In encountering Sarah Pucill's work, two impressions
remain in the imagination.
First, that in their formal quality her
films evoke a history of images in painting. Secondly, that there is a
relationship in her work to Surrealism. These impressions lead one to ask
what place her films have in the gallery, and within the traditions of
artists' film. But they also create ways of reading the films together, as
a sequence, to allow a view of their relationship to the audience and
their internal dynamics and complexities.
Pucill's work is more
complex than it at first appears. While her early films seem to inherit
the classical conventions of painting and photography, and at the same
time to critique them, it emerges through the later films that there is a
stronger dynamic in relation to Surrealism. Pucill herself qualifies this
link. But it can be seen in her use of a key surrealist principle, as
understood from the Manifestoes of Andre Breton: the disruption of
rational values in order to access the power of the unconscious in
image-making.

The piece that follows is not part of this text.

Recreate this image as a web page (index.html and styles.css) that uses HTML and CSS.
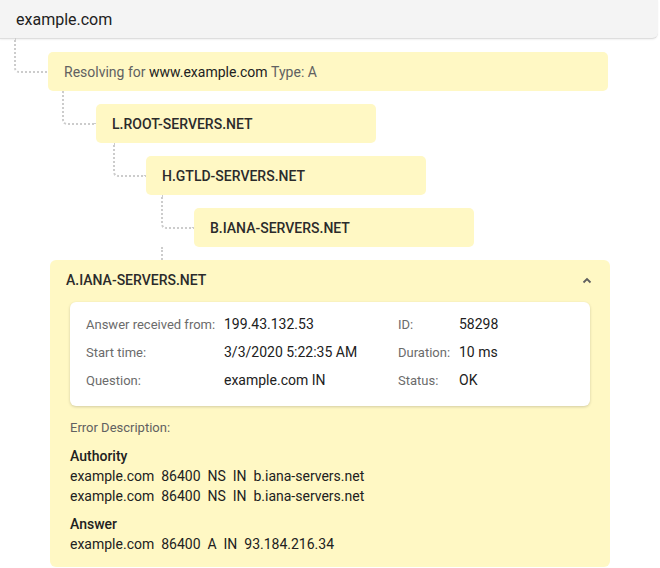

Pucill enacts this in all her films as part of her enquiry
into the construction of images at a psychic level; and the disruption
Surrealism advocates allows her to access and animate figures of
thought.
Starting with a still image, Pucill's first films explore the legacies
of traditional still-life painting and related images in photography. The
formal values of both classical and modernist still-life composition
underpin an exploration of female self-portraiture and a meditation on the
use of woman as image. This is at the same time an exploration of
stillness and movement, of the monochrome image and of colour, and of
silence and speech. In her first film You Be Mother (1990) Pucill's
projected, still self-image is superimposed upon a subtly-rendered, grainy
and beautifully framed and lit composition of objects in a table setting.
Movements of slight but overt animation bring the two aspects of the
combined image together; and the addition of sound suggests moments of
psychic as well as physical disturbance, or of thought.